* Information provided:
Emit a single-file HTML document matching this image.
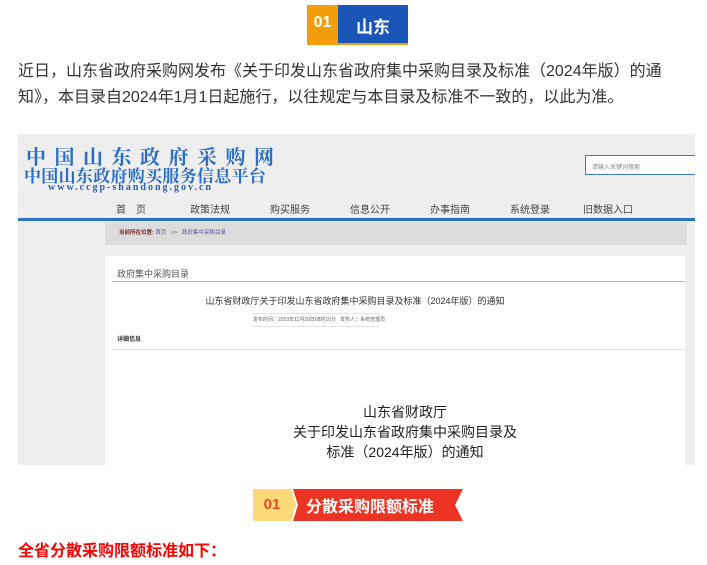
<!DOCTYPE html>
<html><head><meta charset="utf-8"><style>
body{margin:0;width:707px;height:565px;background:#fff;position:relative;overflow:hidden;font-family:"Liberation Sans","Noto Sans CJK SC",sans-serif;}
.a{position:absolute;white-space:nowrap}
</style></head><body>
<div class="a" style="left:307px;top:5px;width:31px;height:39px;background:#f59c0b"></div>
<div class="a" style="left:338px;top:5px;width:70px;height:38px;background:#1a55b8"></div>
<div class="a" style="left:307px;top:43px;width:101px;height:2px;background:#f59c0b"></div>
<div class="a" style="left:307px;top:14px;width:31px;text-align:center;font-size:16px;line-height:18px;font-weight:bold;color:#fff">01</div>
<div class="a" style="left:356px;top:13px;font-size:17px;font-weight:bold;color:#fff">山东</div>
<div class="a" style="left:18px;top:59px;font-size:16px;line-height:26px;color:#333;width:690px;white-space:normal">近日，山东省政府采购网发布《关于印发山东省政府集中采购目录及标准（2024年版）的通<br>知》，本目录自2024年1月1日起施行，以往规定与本目录及标准不一致的，以此为准。</div>

<div class="a" style="left:18px;top:134px;width:677px;height:331px;background:#eeeeee;overflow:hidden">
 <div class="a" style="left:8px;top:12px;font-family:'Noto Serif CJK SC',serif;font-weight:bold;font-size:20px;letter-spacing:8.5px;color:#2a6fc7;line-height:20px">中国山东政府采购网</div>
 <div class="a" style="left:6px;top:32px;font-family:'Noto Serif CJK SC',serif;font-weight:bold;font-size:17px;letter-spacing:0.3px;color:#2a6fc7;line-height:17px">中国山东政府购买服务信息平台</div>
 <div class="a" style="left:30px;top:48px;font-family:'Liberation Serif',serif;font-weight:bold;font-size:10px;letter-spacing:2px;color:#2a5fae">www.ccgp-shandong.gov.cn</div>
 <div class="a" style="left:567px;top:21px;width:112px;height:20px;background:#fff;border:1px solid #3a7ad0;box-sizing:border-box;font-size:6px;color:#888;padding:6px 0 0 6px">请输入关键词搜索</div>
 <div class="a" style="left:0;top:67px;font-size:10px;color:#444">
  <span class="a" style="left:98px">首　页</span><span class="a" style="left:172px">政策法规</span><span class="a" style="left:252px">购买服务</span><span class="a" style="left:332px">信息公开</span><span class="a" style="left:412px">办事指南</span><span class="a" style="left:492px">系统登录</span><span class="a" style="left:565px">旧数据入口</span></div>
 <div class="a" style="left:0;top:84px;width:677px;height:3px;background:#2a70c8"></div>
 <div class="a" style="left:87px;top:88px;width:582px;height:23px;background:#dcdcdc"></div>
 <div class="a" style="left:101px;top:94px;font-size:5.5px;color:#7a2a2a;font-weight:bold">当前所在位置: <span style="color:#6a4a9a;font-weight:normal">首页 &nbsp; &gt;&gt; &nbsp; 政府集中采购目录</span></div>
 <div class="a" style="left:87px;top:122px;width:580px;height:209px;background:#fff"></div>
 <div class="a" style="left:99px;top:133px;font-size:9px;color:#555">政府集中采购目录</div>
 <div class="a" style="left:94px;top:147px;width:573px;height:1px;background:#a9c2dc"></div>
 <div class="a" style="left:87px;top:160px;width:500px;text-align:center;font-size:9px;color:#333">山东省财政厅关于印发山东省政府集中采购目录及标准（2024年版）的通知</div>
 <div class="a" style="left:235px;top:179px;width:126px;height:12px;border-top:1px solid #e4e4e4;border-bottom:1px solid #e4e4e4;font-size:5px;color:#666;text-align:center;line-height:12px">发布时间：2023年11月20日08时10分 &nbsp; 发布人：系统管理员</div>
 <div class="a" style="left:99px;top:200px;font-size:6px;font-weight:bold;color:#333">详细信息</div>
 <div class="a" style="left:94px;top:215px;width:573px;height:1px;background:#e4e4e4"></div>
 <div class="a" style="left:187px;top:268px;width:400px;text-align:center;font-size:14px;line-height:20px;color:#222;white-space:normal">山东省财政厅<br>关于印发山东省政府集中采购目录及<br>标准（2024年版）的通知</div>
</div>

<svg class="a" style="left:253px;top:489px" width="210" height="32">
 <polygon points="0,0 38,0 43,16 38,32 0,32" fill="#fdd978"/>
 <polygon points="43,0 213,0 205,16 213,32 43,32 48,16" fill="#ec3424" transform="translate(-3,0)"/>
</svg>
<div class="a" style="left:253px;top:496px;width:38px;text-align:center;font-size:15px;line-height:17px;font-weight:bold;color:#e8452c">01</div>
<div class="a" style="left:306px;top:493px;font-size:16px;font-weight:bold;color:#fff">分散采购限额标准</div>
<div class="a" style="left:18px;top:537px;font-size:16px;font-weight:bold;color:#f00">全省分散采购限额标准如下：</div>
</body></html>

* What the task requires: Omit the pictures, and quote the material above exactly as given.

* Written solution:
Emit a single-file HTML document matching this image.
<!DOCTYPE html>
<html><head><meta charset="utf-8"><style>
body{margin:0;width:707px;height:565px;background:#fff;position:relative;overflow:hidden;font-family:"Liberation Sans","Noto Sans CJK SC",sans-serif;}
.a{position:absolute;white-space:nowrap}
</style></head><body>
<div class="a" style="left:307px;top:5px;width:31px;height:39px;background:#f59c0b"></div>
<div class="a" style="left:338px;top:5px;width:70px;height:38px;background:#1a55b8"></div>
<div class="a" style="left:307px;top:43px;width:101px;height:2px;background:#f59c0b"></div>
<div class="a" style="left:307px;top:14px;width:31px;text-align:center;font-size:16px;line-height:18px;font-weight:bold;color:#fff">01</div>
<div class="a" style="left:356px;top:13px;font-size:17px;font-weight:bold;color:#fff">山东</div>
<div class="a" style="left:18px;top:59px;font-size:16px;line-height:26px;color:#333;width:690px;white-space:normal">近日，山东省政府采购网发布《关于印发山东省政府集中采购目录及标准（2024年版）的通<br>知》，本目录自2024年1月1日起施行，以往规定与本目录及标准不一致的，以此为准。</div>

<div class="a" style="left:18px;top:134px;width:677px;height:331px;background:#eeeeee;overflow:hidden">
 <div class="a" style="left:8px;top:12px;font-family:'Noto Serif CJK SC',serif;font-weight:bold;font-size:20px;letter-spacing:8.5px;color:#2a6fc7;line-height:20px">中国山东政府采购网</div>
 <div class="a" style="left:6px;top:32px;font-family:'Noto Serif CJK SC',serif;font-weight:bold;font-size:17px;letter-spacing:0.3px;color:#2a6fc7;line-height:17px">中国山东政府购买服务信息平台</div>
 <div class="a" style="left:30px;top:48px;font-family:'Liberation Serif',serif;font-weight:bold;font-size:10px;letter-spacing:2px;color:#2a5fae">www.ccgp-shandong.gov.cn</div>
 <div class="a" style="left:567px;top:21px;width:112px;height:20px;background:#fff;border:1px solid #3a7ad0;box-sizing:border-box;font-size:6px;color:#888;padding:6px 0 0 6px">请输入关键词搜索</div>
 <div class="a" style="left:0;top:67px;font-size:10px;color:#444">
  <span class="a" style="left:98px">首　页</span><span class="a" style="left:172px">政策法规</span><span class="a" style="left:252px">购买服务</span><span class="a" style="left:332px">信息公开</span><span class="a" style="left:412px">办事指南</span><span class="a" style="left:492px">系统登录</span><span class="a" style="left:565px">旧数据入口</span></div>
 <div class="a" style="left:0;top:84px;width:677px;height:3px;background:#2a70c8"></div>
 <div class="a" style="left:87px;top:88px;width:582px;height:23px;background:#dcdcdc"></div>
 <div class="a" style="left:101px;top:94px;font-size:5.5px;color:#7a2a2a;font-weight:bold">当前所在位置: <span style="color:#6a4a9a;font-weight:normal">首页 &nbsp; &gt;&gt; &nbsp; 政府集中采购目录</span></div>
 <div class="a" style="left:87px;top:122px;width:580px;height:209px;background:#fff"></div>
 <div class="a" style="left:99px;top:133px;font-size:9px;color:#555">政府集中采购目录</div>
 <div class="a" style="left:94px;top:147px;width:573px;height:1px;background:#a9c2dc"></div>
 <div class="a" style="left:87px;top:160px;width:500px;text-align:center;font-size:9px;color:#333">山东省财政厅关于印发山东省政府集中采购目录及标准（2024年版）的通知</div>
 <div class="a" style="left:235px;top:179px;width:126px;height:12px;border-top:1px solid #e4e4e4;border-bottom:1px solid #e4e4e4;font-size:5px;color:#666;text-align:center;line-height:12px">发布时间：2023年11月20日08时10分 &nbsp; 发布人：系统管理员</div>
 <div class="a" style="left:99px;top:200px;font-size:6px;font-weight:bold;color:#333">详细信息</div>
 <div class="a" style="left:94px;top:215px;width:573px;height:1px;background:#e4e4e4"></div>
 <div class="a" style="left:187px;top:268px;width:400px;text-align:center;font-size:14px;line-height:20px;color:#222;white-space:normal">山东省财政厅<br>关于印发山东省政府集中采购目录及<br>标准（2024年版）的通知</div>
</div>

<svg class="a" style="left:253px;top:489px" width="210" height="32">
 <polygon points="0,0 38,0 43,16 38,32 0,32" fill="#fdd978"/>
 <polygon points="43,0 213,0 205,16 213,32 43,32 48,16" fill="#ec3424" transform="translate(-3,0)"/>
</svg>
<div class="a" style="left:253px;top:496px;width:38px;text-align:center;font-size:15px;line-height:17px;font-weight:bold;color:#e8452c">01</div>
<div class="a" style="left:306px;top:493px;font-size:16px;font-weight:bold;color:#fff">分散采购限额标准</div>
<div class="a" style="left:18px;top:537px;font-size:16px;font-weight:bold;color:#f00">全省分散采购限额标准如下：</div>
</body></html>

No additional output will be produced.